Ha'aretz commentator Akiva Eldar remarks that if general elections were held now, Sharon, buoyed by support from centrist Labor voters, might well win. Within the Likud, in a race for party leadership, however, he might well lose.

"Bibi is Sharon's opposition, and within the Likud, there is no question that Bibi is the more popular, and is thus breathing down Sharon's neck." In fact, Sharon is more popular at this point among Labor voters than he is among those of the Likud, Eldar argues. Referring to newly elected Labor chief Benjamin Ben-Eliezer, who serves Sharon as defense minister in the unity coalition, he says: "The Labor voters don't especially like Fuad.
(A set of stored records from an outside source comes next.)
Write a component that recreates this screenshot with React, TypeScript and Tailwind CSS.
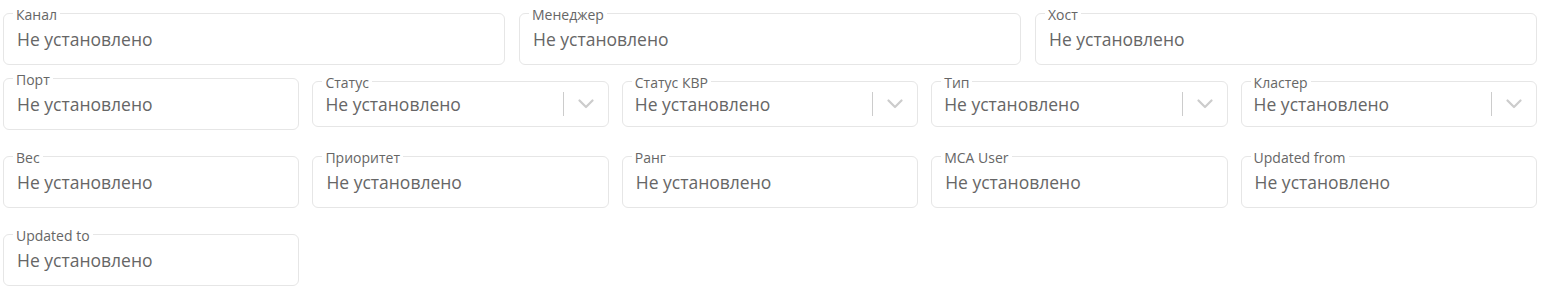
const FONT = "font-['Open_Sans','Noto_Sans',sans-serif]";

type FieldProps = { label: string; select?: boolean };

function Field({ label, select }: FieldProps) {
  return (
    <div className="flex h-[52px] items-center">
      <div
        className={
          'relative flex w-full items-center rounded-[6px] border border-[#e6e6e6] bg-white ' +
          (select ? 'h-[46px] pl-[12px]' : 'h-[52px] pl-[13px]')
        }
      >
        <span className="absolute -top-[8px] left-[9px] bg-white px-[3px] text-[14px] font-medium leading-[18px] text-[#666]">
          {label}
        </span>
        <span className="flex-1 text-[17.5px] leading-[24px] text-[#666]">Не установлено</span>
        {select && (
          <div className="flex h-full items-center">
            <span className="h-[24px] w-px bg-[#ccc]" />
            <span className="flex w-[44px] items-center justify-center">
              <svg width="16" height="10" viewBox="0 0 16 10" fill="none">
                <path d="M1.5 1.5 8 8l6.5-6.5" stroke="#ccc" strokeWidth="2.2" strokeLinecap="round" strokeLinejoin="round" />
              </svg>
            </span>
          </div>
        )}
      </div>
    </div>
  );
}

export default function App() {
  return (
    <div className={`${FONT} bg-white pl-[3px] pr-[10px] pt-[13px]`}>
      <div className="grid grid-cols-3 gap-x-[14px]">
        <Field label="Канал" />
        <Field label="Менеджер" />
        <Field label="Хост" />
      </div>
      <div className="mt-[13px] grid grid-cols-5 gap-x-[13px] gap-y-[26px]">
        <Field label="Порт" />
        <Field label="Статус" select />
        <Field label="Статус КВР" select />
        <Field label="Тип" select />
        <Field label="Кластер" select />
        <Field label="Вес" />
        <Field label="Приоритет" />
        <Field label="Ранг" />
        <Field label="MCA User" />
        <Field label="Updated from" />
        <Field label="Updated to" />
      </div>
    </div>
  );
}
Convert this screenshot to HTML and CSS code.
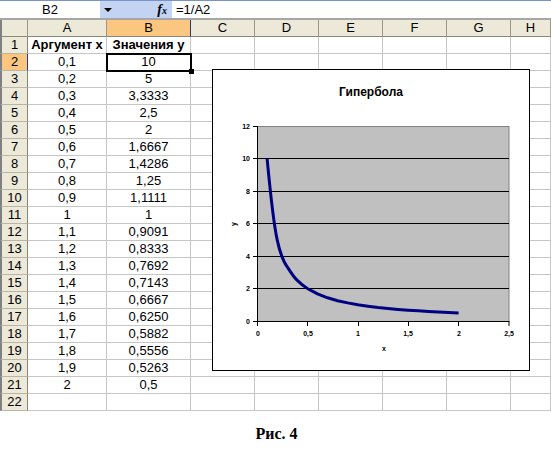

They really don't want to take risks, they don't know Fuad too well, they don't like Bibi at all, and with Sharon, at least, what you see is what you get."

In meeting last week with the Palestinians, Sharon hoped to give Foreign Minister Shimon Peres justification to remain in the government, and thus keep the coalition whole, Eldar continues. "If Peres leaves, this could set off a process that leads to early elections, which could spell the end for Sharon."

In order to win against Netanyahu, Sharon must make good on a pledge to bring about security, if not peace. "He knows that security cannot be gained without giving the Palestinians something," Eldar says. "His advantage over Netanyahu now is that he can bring Israelis some results, and convince the Palestinians to take something that most Israelis are willing to give. For example, if the Palestinians agree to accept 42 percent of the West Bank and are willing to declare a state there, and if Sharon agrees to pull back from Gaza, this is something that Israelis will buy, and which Labor will also support."

Such an arrangement might also cause a split in the contentious right-centrist Likud, which could also work to Sharon's advantage.

The Netanyahu challenge also provides Sharon with a fringe benefit that the ex-prime minister could hardly have intended: an alibi for refraining from making sweeping concessions to the Palestinians. In the face of pressures from Labor at home and U.S. and EU officials abroad, Sharon can "use the argument of 'Bibi's breathing down my neck,' as a cover for his own (rightist) ideology. It gives him more leeway, and helps him to justify positions that he would have taken anyway," Eldar said. The impression given is that "if it were not for Bibi, Sharon would be more forthcoming, more flexible."

Eldar believes, moreover, that Sharon's hard-line stances are his alone. "He doesn't need Bibi to take these positions. They are pure Sharon. But in the briefings that he will be giving the Americans, Sharon can say that he must be careful, because he is maneuvering between Bibi and Shimon Peres."

In sum, Sharon is reaping a kind of political "discount" from Netanyahu's hawkishness, just as he profits from what the American administration has come to view as Arafat's duplicity, stubbornness, and refusal to assert his leadership. Notes Eldar, "It's true of both Netanyahu and Arafat, that if they weren't around, Sharon would have been well advised to have invented them."